Do You Have This Misconception about the Difference Between Marketing and Sales?
by Tom "Bald Dog" Varjan
I have found that career ads are a brilliant place to start looking for new consulting gigs. It is just a matter of writing a letter that gets attention and then at the interview I tell the head honcho that this problem can be better addressed through a short consulting engagement but there is no need for a full-time person.
The other day I sent a letter to a company that was looking for salespeople. You know, traditional old-fashioned sweet-talking glib peddlers who go around, pound pavements and harass people.

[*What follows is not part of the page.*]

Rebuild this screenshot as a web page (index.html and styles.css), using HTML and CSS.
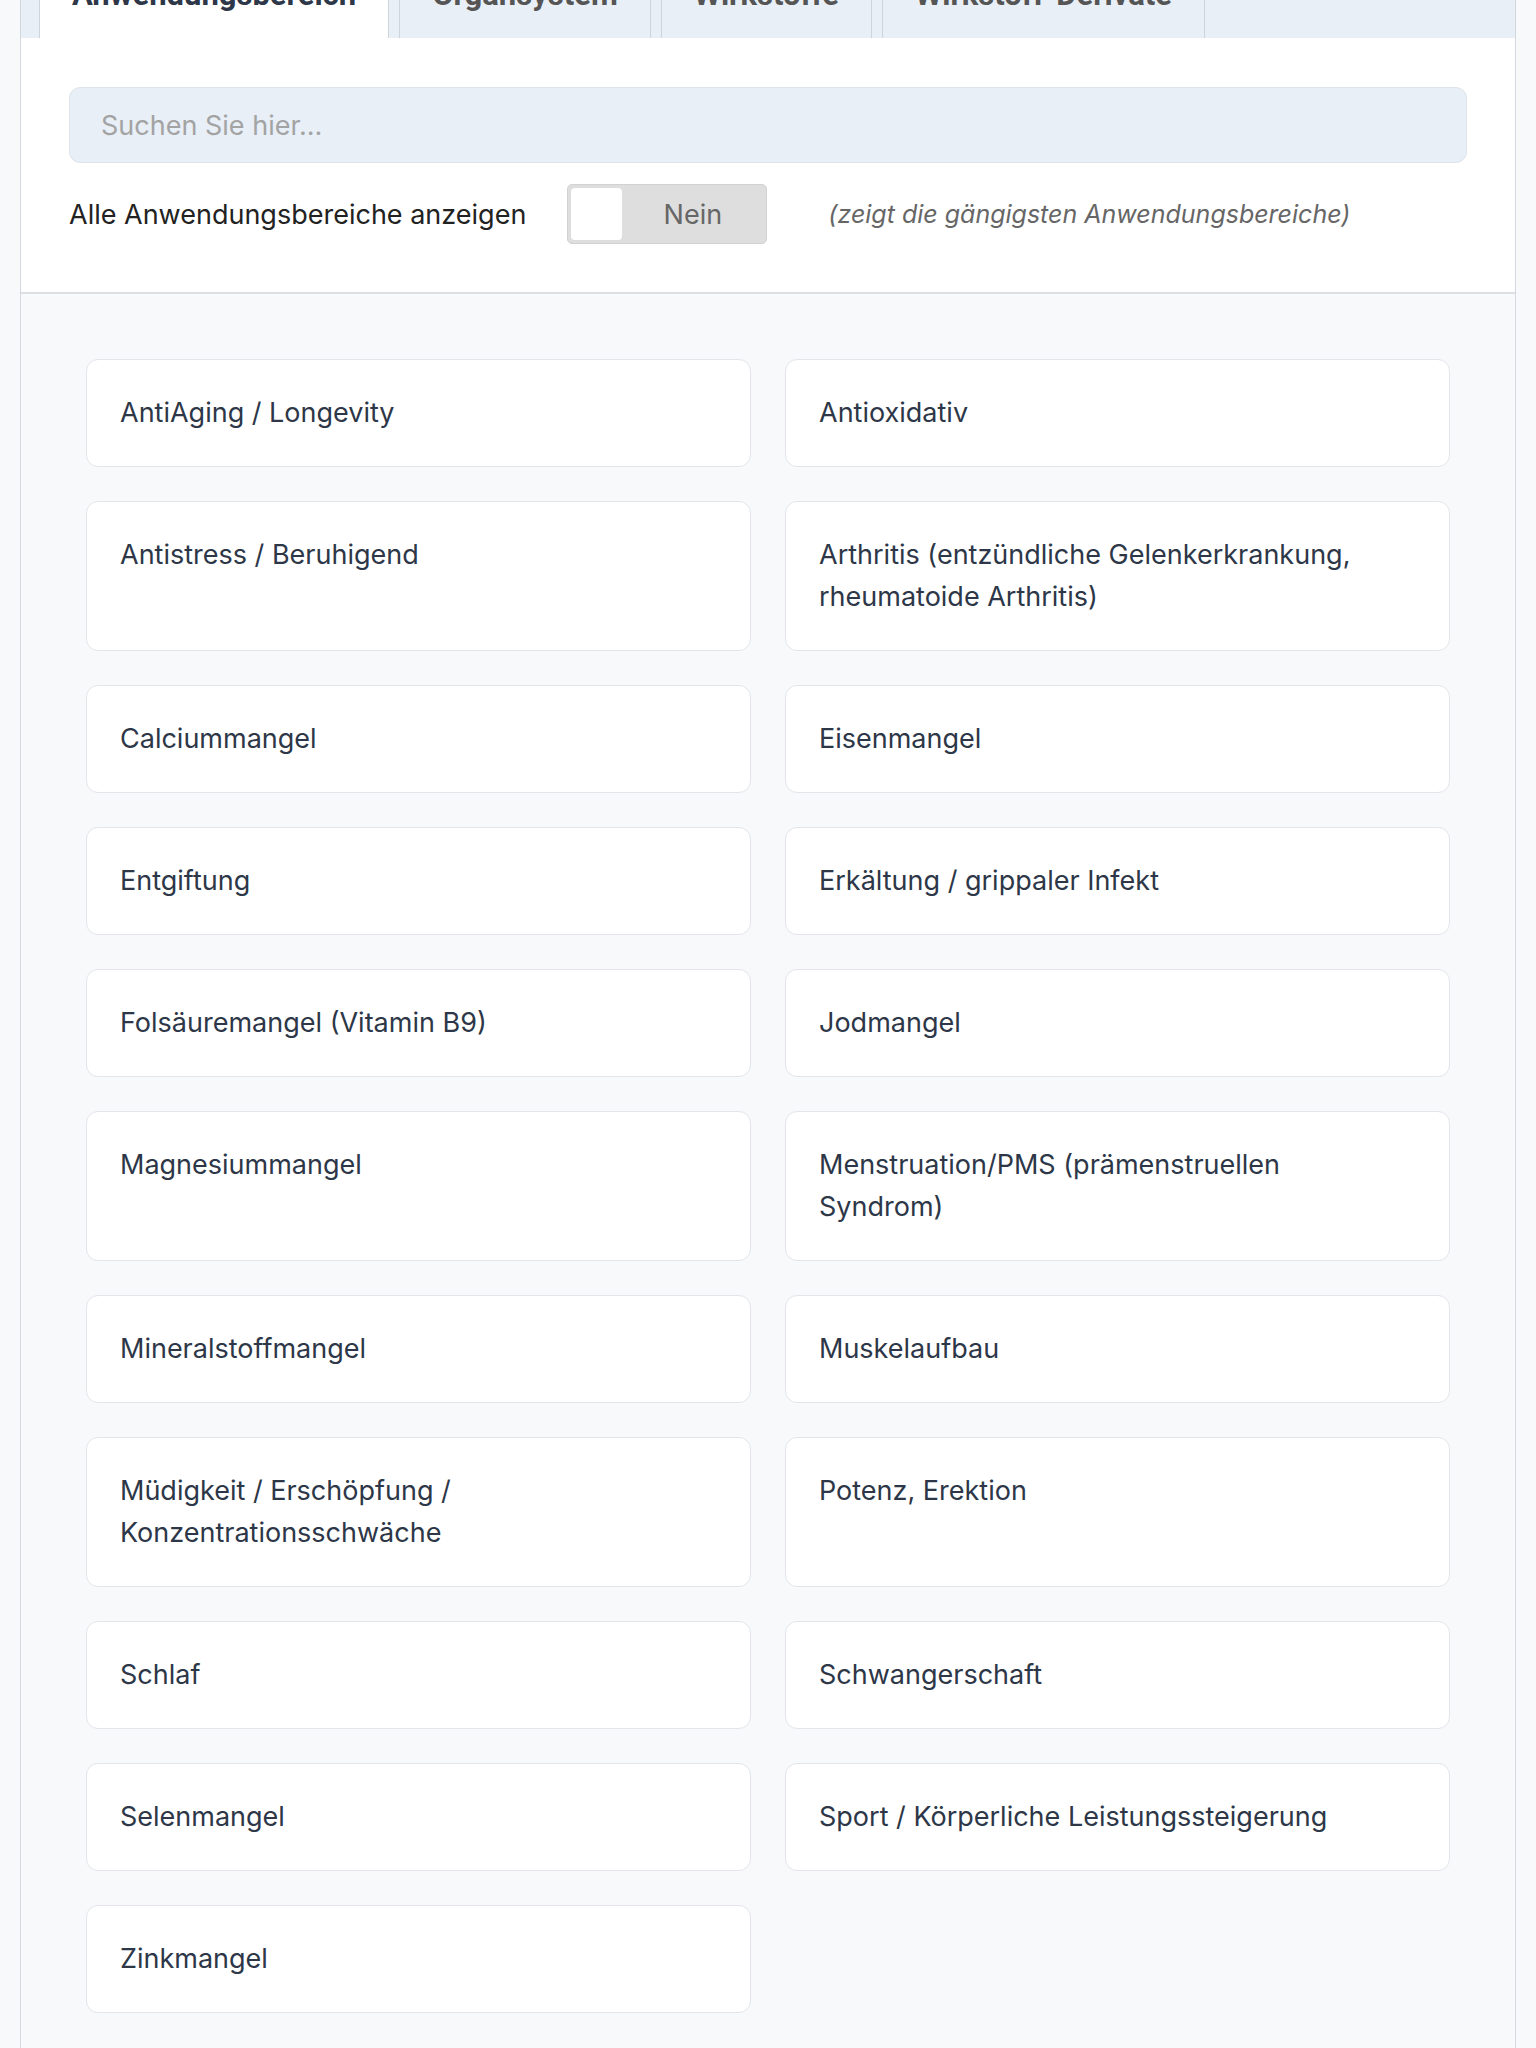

I had a discussion with one of the owners, and suggested to him that instead of chasing people, it would be much better to create "client gravity", so people would come to him ready, willing and able to do business with him.
He was plain outraged by my "idiotic" idea. The essence of his response was that no one would buy from his company unless his salespeople actively chase prospects, wrestle them to the ground and take their money. In his view this is how the world of commerce operates: "No one gives you money because you ask. You must be willing to take it by force. It's called selling."
I compare this approach to date rape. Get the "appointment" on the pretext that you want to get to know the person, and when your date shows up you get "what you want" while she is screaming "Nooooooooo!"
It was an eye-opening discussion. It turned out, he had had several businesses before, which he opened, made some money and then quickly closed them, so by the time his clients needed help and support, the company didn't even exist.
For so many businesses marketing is nothing more than pouring their money into campaigns that scream, "Look at how cute we are" (e.g. the hyper expensive "Got milk" ad that was a financial flop). So, they buy into the retarded view that marketing can't be measured by money, so ignore it. Just go out and sell. Or they do cute image advertising to "create awareness" and "make the brand known", so when the company's peddlers start hustling these poor souls, the names of their brands will be recognised. Well, of course it hardly happens.
Realistically, a peddler is a peddler. An uninvited pest, a common pain in the arse, some of the most hated creatures on the face of the planet.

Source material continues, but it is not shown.